DrillI submitted planning permission for an extension to my house, and almost immediately received three letters, each headed: ‘Successfully submitted planning application’. But they’re not from the council. They’re from local builders.

Here are the opening paragraphs:

  • I’m reaching out to you with regards to my observation of a submitted planning application in relation to your property
  • I’m reaching out to you with regards to my observation of a submitted planning application in relation to your property – congratulations on this
  • I would like to congratulate you on your successfully submitted planning application! That’s one step closer to your dream home!

The first two are unnecessarily formal. I’m sure the builders don’t talk like that. And they’ve obviously copied each other. The third is overly excitable.

Successful submission is misleading. It doesn’t mean the plans have been approved, so there’s nothing to congratulate me on yet.

Better to start: Have you found a builder yet? or Have you chosen your builder yet?

As it happens, I already have a builder in mind, and it would take some convincing to persuade me to change my mind.

The letters need to work hard if they’re going to achieve that. Sadly, these three fail.


All three letters go straight into their sales pitch:

  • I would like to introduce you to [Name]. We are a trusted and experienced construction company operating in your area and offer a FREE NO OBLIGATION QUOTATION for your project. We specialise in…
  • I would like to introduce [Name]. We are a small business that works in and around the local area and specialises in…
  • Our company [Name] is a design & build company that specialises in…

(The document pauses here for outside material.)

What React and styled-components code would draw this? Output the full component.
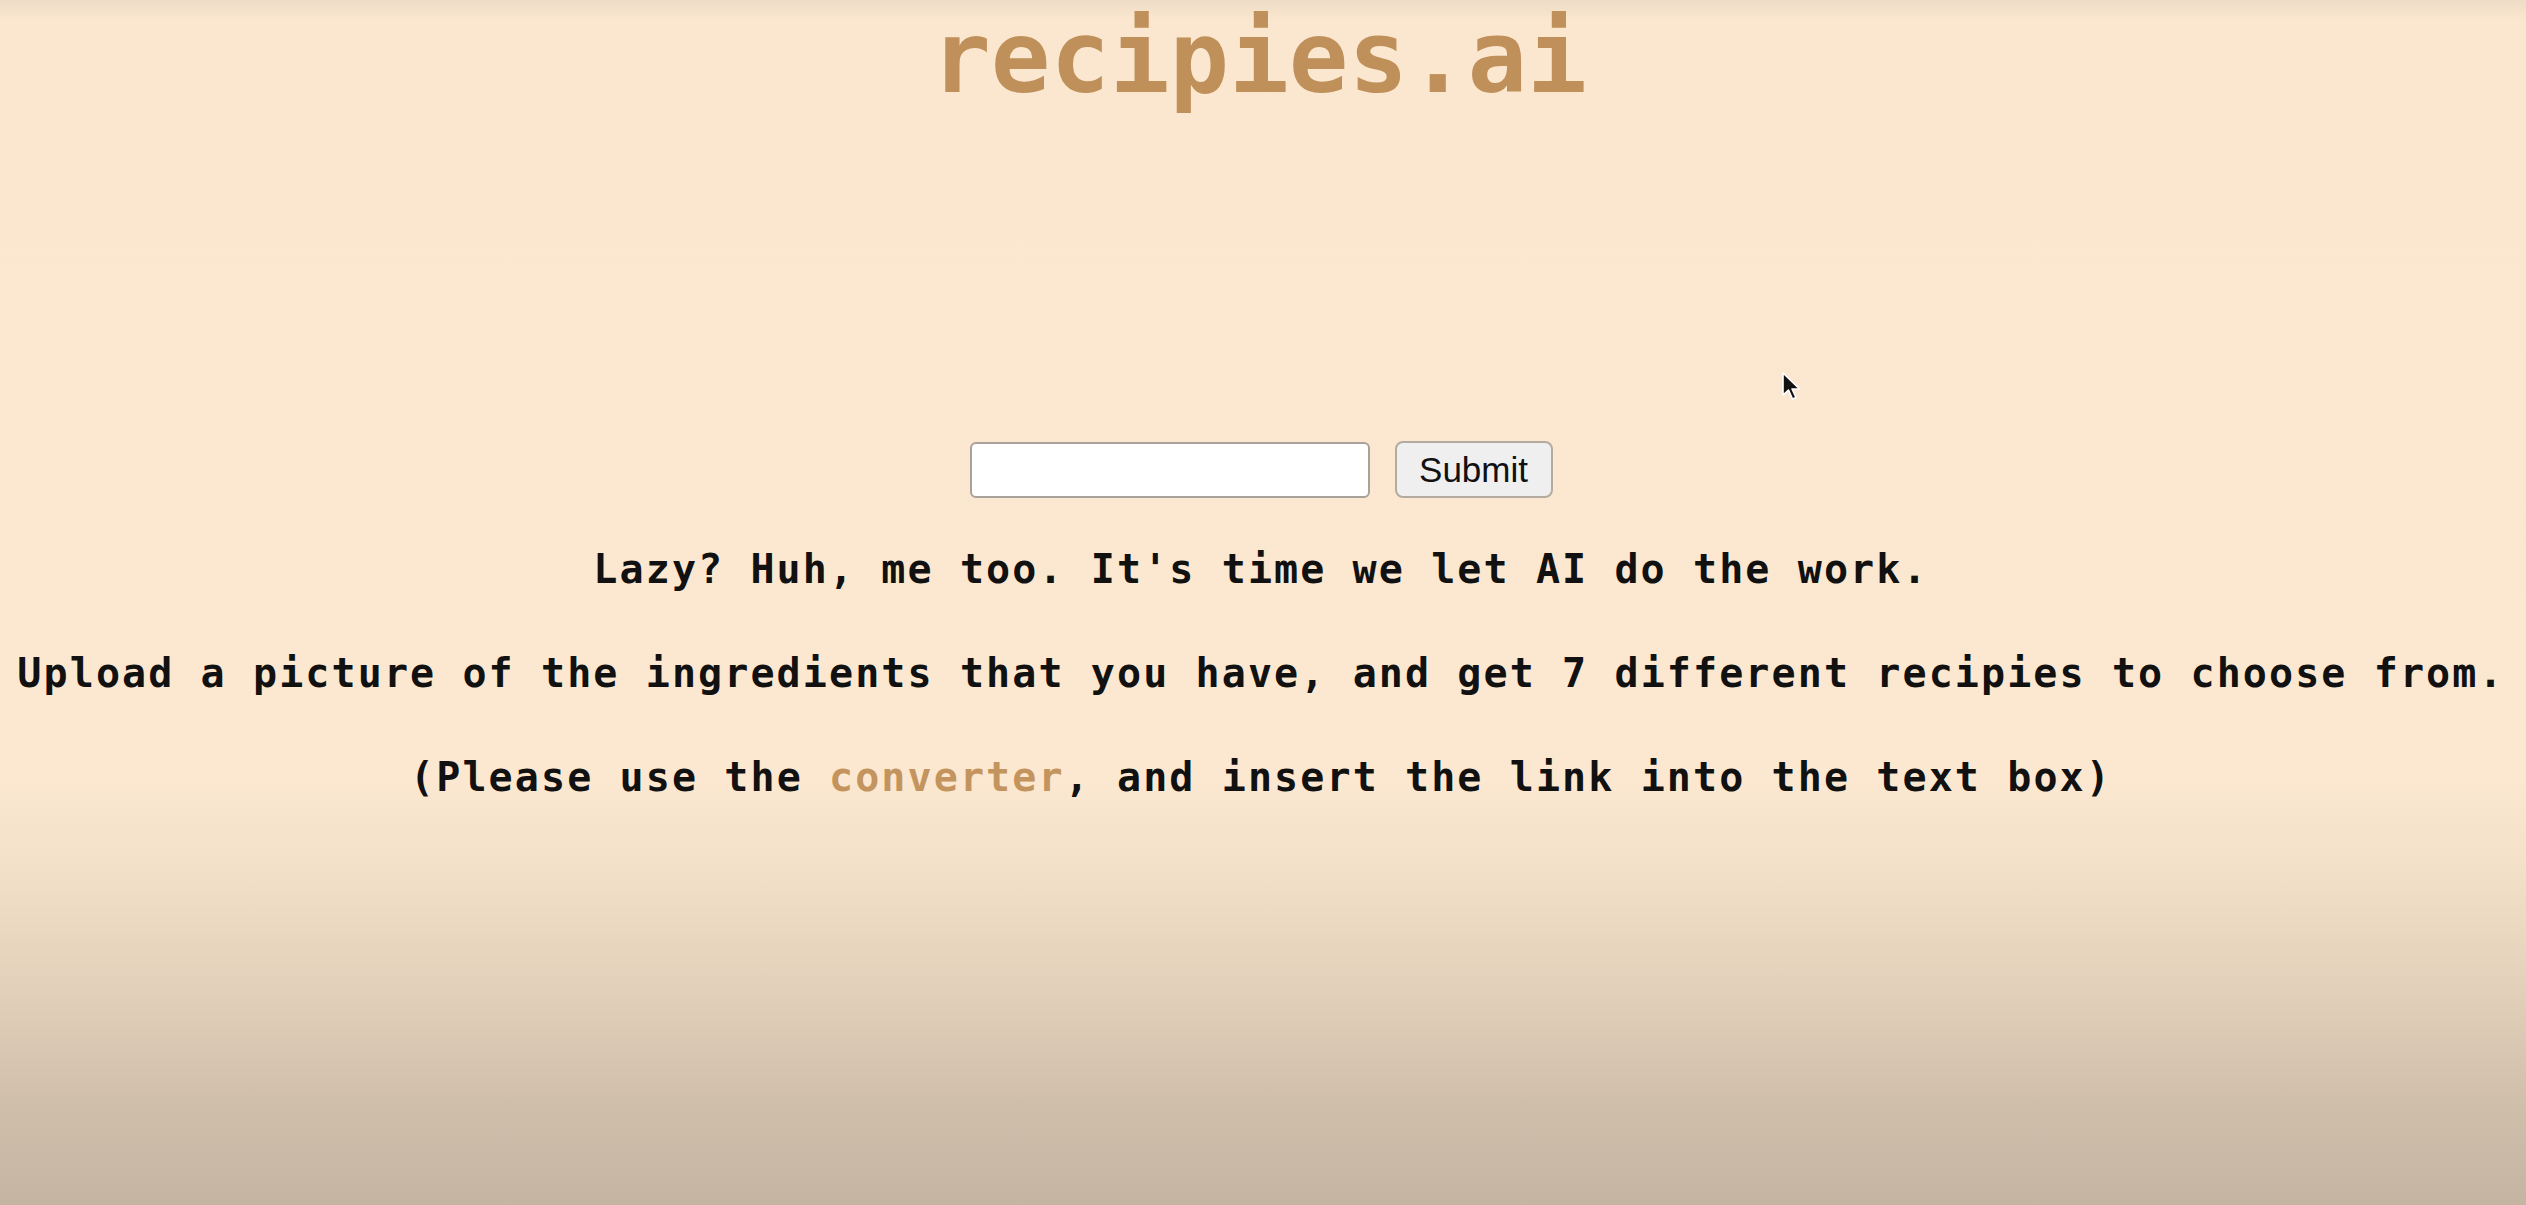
import React from 'react'
import styled, { createGlobalStyle } from 'styled-components'

const GlobalStyle = createGlobalStyle`
  html, body {
    margin: 0;
    padding: 0;
  }
  body {
    font-family: "DejaVu Sans Mono", "Liberation Mono", monospace;
    background: #fce8d0;
  }
`

const Page = styled.div`
  position: relative;
  min-height: 100vh;
  display: flex;
  flex-direction: column;
  align-items: center;
  background: linear-gradient(
    to bottom,
    #eedcc6 0px,
    #fbe7cf 20px,
    #fce8d0 780px,
    #f3e0c8 870px,
    #e2d0ba 990px,
    #d0bfab 1100px,
    #c4b4a1 1205px
  );
`

const Title = styled.h1`
  margin: 0 8px 0 0;
  font-family: "DejaVu Sans Mono", monospace;
  font-size: 99px;
  font-weight: bold;
  line-height: 116px;
  color: #c0905a;
`

const Form = styled.form`
  display: flex;
  align-items: center;
  gap: 25px;
  margin-top: 325px;
  margin-right: 4px;
  height: 57px;
`

const TextBox = styled.input`
  box-sizing: border-box;
  width: 400px;
  height: 56px;
  border: 2px solid #a9a29a;
  border-radius: 6px;
  background: #fff;
  padding: 0 12px;
  font-family: "Liberation Sans", Arial, sans-serif;
  font-size: 32px;
  outline: none;
`

const SubmitButton = styled.button`
  box-sizing: border-box;
  width: 158px;
  height: 57px;
  border: 2px solid #b3aba0;
  border-radius: 8px;
  background: #efefef;
  color: #111;
  font-family: "Liberation Sans", Arial, sans-serif;
  font-size: 35px;
  padding: 0;
  cursor: pointer;
`

const Copy = styled.p`
  margin: ${p => (p.$first ? '39px' : '40px')} 4px 0 0;
  font-family: "DejaVu Sans Mono", monospace;
  font-size: 40px;
  font-weight: bold;
  letter-spacing: 2.1px;
  line-height: 64px;
  color: #111;
  text-align: center;
  white-space: nowrap;
`

const Converter = styled.a`
  color: #c3945e;
  text-decoration: none;
`

const Pointer = styled.svg`
  position: absolute;
  left: 1781px;
  top: 371px;
  width: 21px;
  height: 31px;
`

export default function App() {
  return (
    <>
      <GlobalStyle />
      <Page>
        <Title>recipies.ai</Title>
        <Form onSubmit={e => e.preventDefault()}>
          <TextBox type="text" />
          <SubmitButton type="submit">Submit</SubmitButton>
        </Form>
        <Copy $first>Lazy? Huh, me too. It's time we let AI do the work.</Copy>
        <Copy>
          Upload a picture of the ingredients that you have, and get 7 different recipies to choose from.
        </Copy>
        <Copy>
          (Please use the <Converter href="#">converter</Converter>, and insert the link into the text box)
        </Copy>
        <Pointer viewBox="0 0 21 31">
          <path
            d="M2 2 L2 24 L7.5 19 L11.5 28 L15 26.5 L11 18 L18.5 18 Z"
            fill="#111"
            stroke="#fff"
            strokeWidth="1.6"
            strokeLinejoin="round"
          />
        </Pointer>
      </Page>
    </>
  )
}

The problem is that ‘I would like’ fails the ‘who cares?’ test. The reader doesn’t care what you would like. They only care what’s in it for them.

And OF COURSE a quotation should be free and with no obligation.

Body copy

What the builders need to do at this point is explain what makes them different from other builders. If they’ve seen my plans, they don’t need to tell me all the things they specialise in. They need to reassure me that they’ve done other work similar to mine.

The content includes:

  • Solutions designed to suit the needs of the client
  • We believe in and focus heavily on establishing and maintaining good client relationships, ensuring our tradesmen complete projects to the highest quality and attention to detail
  • By maintaining a good relationship with the client, our highly experienced team always gives the best advice and solutions throughout the entire project from start to finish
  • We always work together with our clients from the very beginning to help design and create their dream home
  • Our aim is to deliver nothing but the best quality work and customer service

    Yes, that’s the least I’d expect. But you’re writing to me. Use ‘you’ not ‘the client’. It’s all top-down. what ‘we’ do. Not bottom-up, from my point of view.

    Selling messages

    • We are accredited with the Federation of Master Builders / CHAS / Trust Mark and Constructionline so you can be assured of our superior service quality

    That’s better. Membership of trusted third-party associations is a shortcut to help customers make a decision.

    • Working with only one company through the whole building process, rather than finding individual builders or architects is one of the biggest benefits for our clients, helping to reduce stress, time and unnecessary expenses

    That’s the best selling point so far. It includes the benefit to me (less stress, worry and expense) not just the feature (dealing with one company throughout).


    • I hope through this short introduction I have portrayed our company and our services to be approachable and therefore welcome a further conversation

    This is all about them and their needs and not enough about me and mine. Maybe ask what I care about most with the build. Here are a few of the considerations that might be on my mind: Have I done a project like this before? What are my priorities? What’s my budget? Am I looking for high quality? Low cost? Super-speedy turnaround? (I can’t have all three.) Do I work from home? Are there any pets or children in the house? What’s access like? What’s my deadline? Have I spoken to the neighbours yet?

    Maybe do it like a helpful checklist. that way, I’d warm to them and might be more inclined to invite them to quote.

    They need to convince me to choose them, by providing evidence, such as testimonials, names and addresses of satisfied local customers. Also, I know good builders are busy, so maybe they could tell me their availability so I can judge whether it fits with my timeline.

    Call to action

    Each letter ends with a similar call to action:

    • We would welcome a further conversation, further to this. I look forward to the possibility of [Name] assisting in the completion of your exciting project
    • Please do send me an email, give me a call or explore our website to discuss further details
    • If you have any questions please do send me an email, give me a call or explore our website via the QR code to discuss further details

    It’s good to give readers a choice of ways to contact you. But the CTA should be inviting me to get a quote, not jumping ahead to the ‘exciting’ project completion. It’s not exciting. It’s a lot of dust and mess and upheaval that will hopefully be worth it in the end.